I don't know what that something is. It's beyond me by a mile, in a way that brings to mind what it felt like when the Interface pressed down on and killed me when I failed a raid. Even with me sharing the mantis' vision, I can barely perceive it. It's a shadow in the distance. A giant. It's something that's stretched into the world, entrenched deep within time and space.

It's an attack, but it's something far beyond anything the centaur should be able to do. It reaches out, and the mantis tries to dodge, to flicker out of the way; I feel layer upon layer of protective Firmament wrap around him—

—but it rips through that protection like paper, and his eye, the one that sees all those extra layers of color, is obliterated.

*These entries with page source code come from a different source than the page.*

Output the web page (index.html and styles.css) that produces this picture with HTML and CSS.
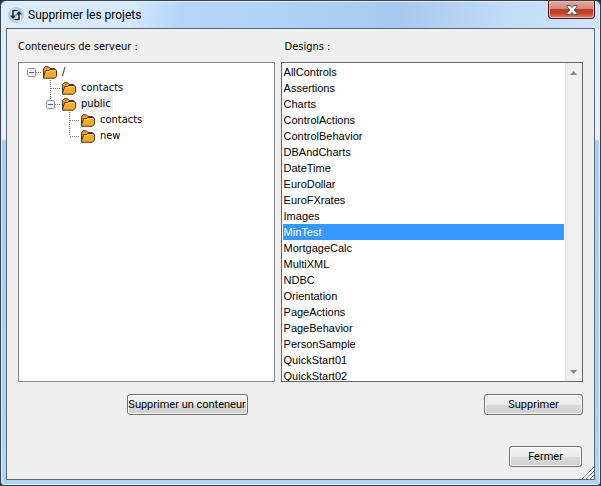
FILE: index.html
```html
<!DOCTYPE html>
<html lang="fr">
<head>
    <meta charset="utf-8">
    <title>Supprimer les projets</title>
    <link rel="stylesheet" href="styles.css">
</head>
<body>
    <svg width="0" height="0" class="symbols">
        <symbol id="folder" viewBox="0 0 15 13">
            <path d="M1.5 11V2.5L3 .8h3.5L8 2.5h4.5V5" fill="#f7a11b" stroke="#3f382c"/>
            <path d="M1.5 12.2V11l2.2-6.5h3l1-1h6.1l.7 1v5.6l-2 2.1z" fill="#ffa928" stroke="#3f382c"/>
            <path d="M4.5 5.5h3l1-1h4.5" fill="none" stroke="#ffd28a"/>
        </symbol>
        <symbol id="minus" viewBox="0 0 9 9">
            <rect x=".5" y=".5" width="8" height="8" rx="1" fill="#f4f4f4" stroke="#919191"/>
            <path d="M2 4.5h5" stroke="#3b5fa8"/>
        </symbol>
    </svg>

    <div class="window">
        <header class="titlebar">
            <svg class="app-icon" width="16" height="16" viewBox="0 0 16 16">
                <circle cx="8" cy="8" r="8" fill="#a9d2f3"/>
                <path d="M9.5 3.5H5V9M6.5 12.5H11V7" fill="none" stroke="#fff" stroke-width="3.5"/>
                <path d="M9.5 3.5H5V9M6.5 12.5H11V7" fill="none" stroke="#222" stroke-width="1.6"/>
                <path d="M2 8.5h6L5 12zM8 7.5h6L11 4z" fill="#222"/>
            </svg>
            <h1 class="title">Supprimer les projets</h1>
            <button class="close" aria-label="Fermer la fenêtre">
                <svg width="12" height="10" viewBox="0 0 12 10">
                    <path d="M1 .5h3.2L6 2.6 7.8.5H11v1.3L8.2 5 11 8.2v1.3H7.8L6 7.4 4.2 9.5H1V8.2L3.8 5 1 1.8z" fill="#f3f3f3" stroke="#53505c"/>
                </svg>
            </button>
        </header>

        <main class="content">
            <div class="columns">
                <section class="column containers">
                    <h2 class="label">Conteneurs de serveur :</h2>
                    <ul class="box tree">
                        <li>
                            <div class="node"><button class="toggle" aria-label="Réduire /"><svg width="9" height="9"><use href="#minus"/></svg></button><span class="dots"></span><svg width="15" height="13"><use href="#folder"/></svg><span class="name">/</span></div>
                            <ul class="branch">
                                <li><div class="node leaf"><span class="dots"></span><svg width="15" height="13"><use href="#folder"/></svg><span class="name">contacts</span></div></li>
                                <li>
                                    <div class="node"><button class="toggle" aria-label="Réduire public"><svg width="9" height="9"><use href="#minus"/></svg></button><span class="dots"></span><svg width="15" height="13"><use href="#folder"/></svg><span class="name current">public</span></div>
                                    <ul class="branch">
                                        <li><div class="node leaf"><span class="dots"></span><svg width="15" height="13"><use href="#folder"/></svg><span class="name">contacts</span></div></li>
                                        <li><div class="node leaf"><span class="dots"></span><svg width="15" height="13"><use href="#folder"/></svg><span class="name">new</span></div></li>
                                    </ul>
                                </li>
                            </ul>
                        </li>
                    </ul>
                    <button class="button remove-container">Supprimer un conteneur</button>
                </section>

                <section class="column designs">
                    <label class="label" for="designs">Designs :</label>
                    <div class="box list">
                        <select id="designs" class="designs-list" size="20">
                            <option>AllControls</option>
                            <option>Assertions</option>
                            <option>Charts</option>
                            <option>ControlActions</option>
                            <option>ControlBehavior</option>
                            <option>DBAndCharts</option>
                            <option>DateTime</option>
                            <option>EuroDollar</option>
                            <option>EuroFXrates</option>
                            <option>Images</option>
                            <option selected>MinTest</option>
                            <option>MortgageCalc</option>
                            <option>MultiXML</option>
                            <option>NDBC</option>
                            <option>Orientation</option>
                            <option>PageActions</option>
                            <option>PageBehavior</option>
                            <option>PersonSample</option>
                            <option>QuickStart01</option>
                            <option>QuickStart02</option>
                        </select>
                        <div class="scrollbar">
                            <svg width="7" height="4" viewBox="0 0 7 4"><path d="M3.5 0L7 4H0z" fill="#858585"/></svg>
                            <svg width="7" height="4" viewBox="0 0 7 4"><path d="M3.5 4L7 0H0z" fill="#858585"/></svg>
                        </div>
                    </div>
                    <button class="button remove">Supprimer</button>
                </section>
            </div>

            <footer class="footer">
                <button class="button dismiss">Fermer</button>
            </footer>
            <svg class="grip" width="12" height="12" viewBox="0 0 12 12">
                <path d="M0 12L12 0M4 12l8-8M8 12l4-4" stroke="#808080"/>
                <path d="M1.5 12L12 1.5M5.5 12L12 5.5M9.5 12L12 9.5" stroke="#fff"/>
            </svg>
        </main>
    </div>
</body>
</html>
```
FILE: styles.css
```css
* {
    box-sizing: border-box;
}

body {
    margin: 0;
    background: #26303b;
    color: #000;
    font: 11px/16px "DejaVu Sans Condensed", "DejaVu Sans", sans-serif;
}

.symbols {
    position: absolute;
}

ul {
    list-style: none;
    margin: 0;
    padding: 0;
}

svg {
    flex: none;
}

.window {
    display: flex;
    flex-direction: column;
    min-height: 100vh;
    padding: 0 5px 5px;
    border: 1px solid #39414b;
    border-radius: 6px 6px 4px 4px;
    background:
        linear-gradient(100deg, #e0edfc 0, #d6e8fc 22%, #b4d5f9 30%, #b0d3f9 45%, #a6c9ef 66%, #c3dbf6 84%, #d0e5fc 100%) top / 100% 28px no-repeat,
        linear-gradient(#dceafa 0, #e6f1fc 138px, #a9cdf5 140px, #b0d3f8 100%);
    box-shadow: inset 0 0 0 1px #e4f2ff;
}

.titlebar {
    display: flex;
    align-items: center;
    height: 27px;
    padding-left: 2px;
}

.title {
    flex: 1;
    margin: 0 0 0 4px;
    font: 12px/16px Roboto, "Open Sans", sans-serif;
}

.close {
    display: flex;
    align-items: center;
    justify-content: center;
    align-self: flex-start;
    width: 47px;
    height: 18px;
    padding: 0;
    border: 1px solid #48151c;
    border-top: 0;
    border-radius: 0 0 4px 4px;
    background: linear-gradient(#e2a99e 0, #d38678 48%, #bd3a25 50%, #c4452f 75%, #dd8768 100%);
    box-shadow: inset 0 0 0 1px #ecb9ae;
}

.content {
    position: relative;
    flex: 1;
    display: flex;
    flex-direction: column;
    justify-content: space-between;
    padding: 10px 11px 12px;
    border: 1px solid #586878;
    background: #efefef;
}

.columns {
    display: flex;
    gap: 6px;
}

.column {
    display: flex;
    flex-direction: column;
    min-width: 0;
}

.containers {
    flex: 257;
}

.designs {
    flex: 303;
}

.label {
    margin: 0 0 7px;
    font: inherit;
}

.designs .label {
    padding-left: 4px;
}

.box {
    height: 320px;
    border: 1px solid #828790;
    background: #fff;
}

.tree {
    padding: 1px 8px;
}

.branch {
    padding-left: 19px;
    background: repeating-linear-gradient(#777 0 1px, transparent 1px 2px) 23px 0 / 1px calc(100% - 8px) no-repeat;
}

/* the outer line stops at the last child, not at its descendants */
.tree > li > .branch {
    background-size: 1px 20px;
}

.node {
    display: flex;
    align-items: center;
    height: 16px;
}

.leaf {
    padding-left: 5px;
}

.toggle {
    display: flex;
    padding: 0;
    border: 0;
    background: none;
}

.dots {
    width: 6px;
    height: 1px;
    background: repeating-linear-gradient(90deg, #777 0 1px, transparent 1px 2px);
}

.leaf .dots {
    width: 10px;
}

.name {
    margin-left: 3px;
    padding: 0 2px;
}

.current {
    background: #efefef;
}

.list {
    display: flex;
    border-color: #646464;
}

.designs-list {
    flex: 1;
    min-width: 0;
    height: 100%;
    padding: 1px;
    border: 0;
    border-radius: 0;
    outline: 0;
    overflow: hidden;
    background: #fff;
    color: #000;
    font: 11px/16px "Liberation Sans", Arial, sans-serif;
}

.designs-list option {
    height: 16px;
    min-height: 16px;
    padding: 2px 1px 0;
}

.designs-list option:checked {
    background: linear-gradient(#3399ff, #3399ff);
    -webkit-text-fill-color: #fff;
}

.scrollbar {
    display: flex;
    flex-direction: column;
    align-items: center;
    justify-content: space-between;
    width: 17px;
    padding: 8px 0 7px;
    background: linear-gradient(90deg, #e6e6e6, #f0f0f0 4px);
}

.button {
    height: 21px;
    margin-top: 12px;
    padding: 0;
    border: 1px solid #707070;
    border-radius: 3px;
    background: linear-gradient(#f2f2f2 0, #ebebeb 50%, #dadada 51%, #cfcfcf 100%);
    box-shadow: inset 0 0 0 1px #fafafa;
    color: #000;
    font: 11px/16px Roboto, "Open Sans", sans-serif;
    white-space: nowrap;
}

.remove-container {
    align-self: flex-end;
    width: 121px;
    margin-right: 27px;
}

.remove {
    align-self: flex-end;
    width: 99px;
}

.footer {
    display: flex;
    justify-content: flex-end;
    padding-right: 1px;
}

.dismiss {
    width: 73px;
}

.grip {
    position: absolute;
    right: 0;
    bottom: 0;
}
```
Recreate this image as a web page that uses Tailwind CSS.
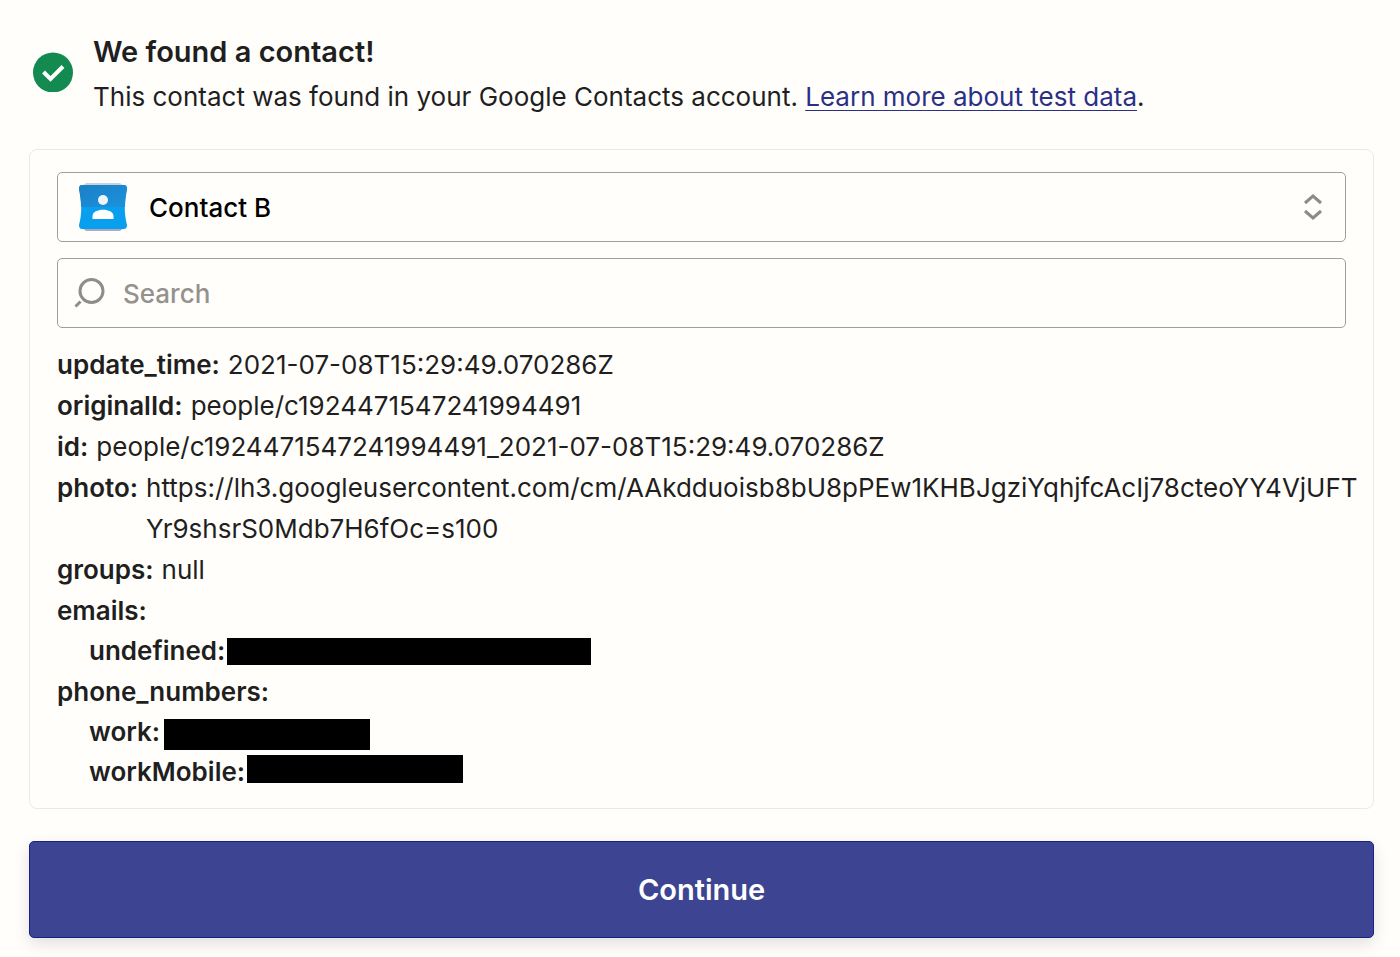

The scream echoes in the vision. That single touch kills him, and he loops.

But when he wakes again, he's still blind in one eye.

Even through the vision, I feel his despair.

And the vision fades.

This time, there's something intangible that stretches between us as the vision breaks off. I've connected with the mantis on a deeper level than I did with the harpy, for no particular reason that I can say — except the harpy was a 'monster', and the mantis appears to just be a looper in his final loop.

Maybe that's the connection. Maybe it only allows me to fully connect with someone that's left a huge imprint on the timeline, like any Trialgoer here would.

Temporal Fragment is still going. The skill is doing something, though I'm not nearly skilled enough with Firmament to understand what. The bond between me and the imprint of the mantis stretches out, and a thin layer of Firmament coats the bond, seeping into it.

Not my own Firmament. It's from the Interface, I think. The feel to it is different, distinct from the feeling that Temporal Fragment itself gives me. Something about it feels... wrong. It's washing out any real trace of the mantis, leaving behind only a sterile connection.

I get the feeling that I have a fraction of a second to do something about it.

I react without thinking, reaching out with Firmament Manipulation and injecting my own Firmament to protect what remains of the mantis' presence. It's precious, I think. It's someone's last moments, and those are always precious. I don't know if it's the right thing to do, but it feels infinitely more wrong not to do something about it.

And then the skill fades entirely, and I stagger.

The mantis is dead. Time doesn't stop when I'm in one of those visions, but both of the people involved are caught up in its flow. My hope is that the mantis died while we were watching him paint. Let his final memory be one of joy, at least, and not the despair he felt fighting the... whatever that thing was.

I sigh to myself and quietly begin to bury his corpse. It's a distraction, at least, from what I've just witnessed. From the thought of what might have happened to Tarin and the rest of the crows. From the idea that I might be stuck here as long as the mantis was, slowly losing the things important to me.

How many people have the Integrators done this to? How many raids have others failed, causing villages and people to be wiped off the map?

Anger is a good response, but it'll only last for so long.

I'm distracted again from my musings by a sudden tinny voice.

"Hello," it says, and I blink, startled. I look around.

Standing right on my shoulder is a miniature version of the mantis, looking almost exactly like one of my temporal clones — sheathed in a faint shimmering blue. "My name is Ahkelios," he says with a small bow and a cheery smile. "Might I ask where I am?"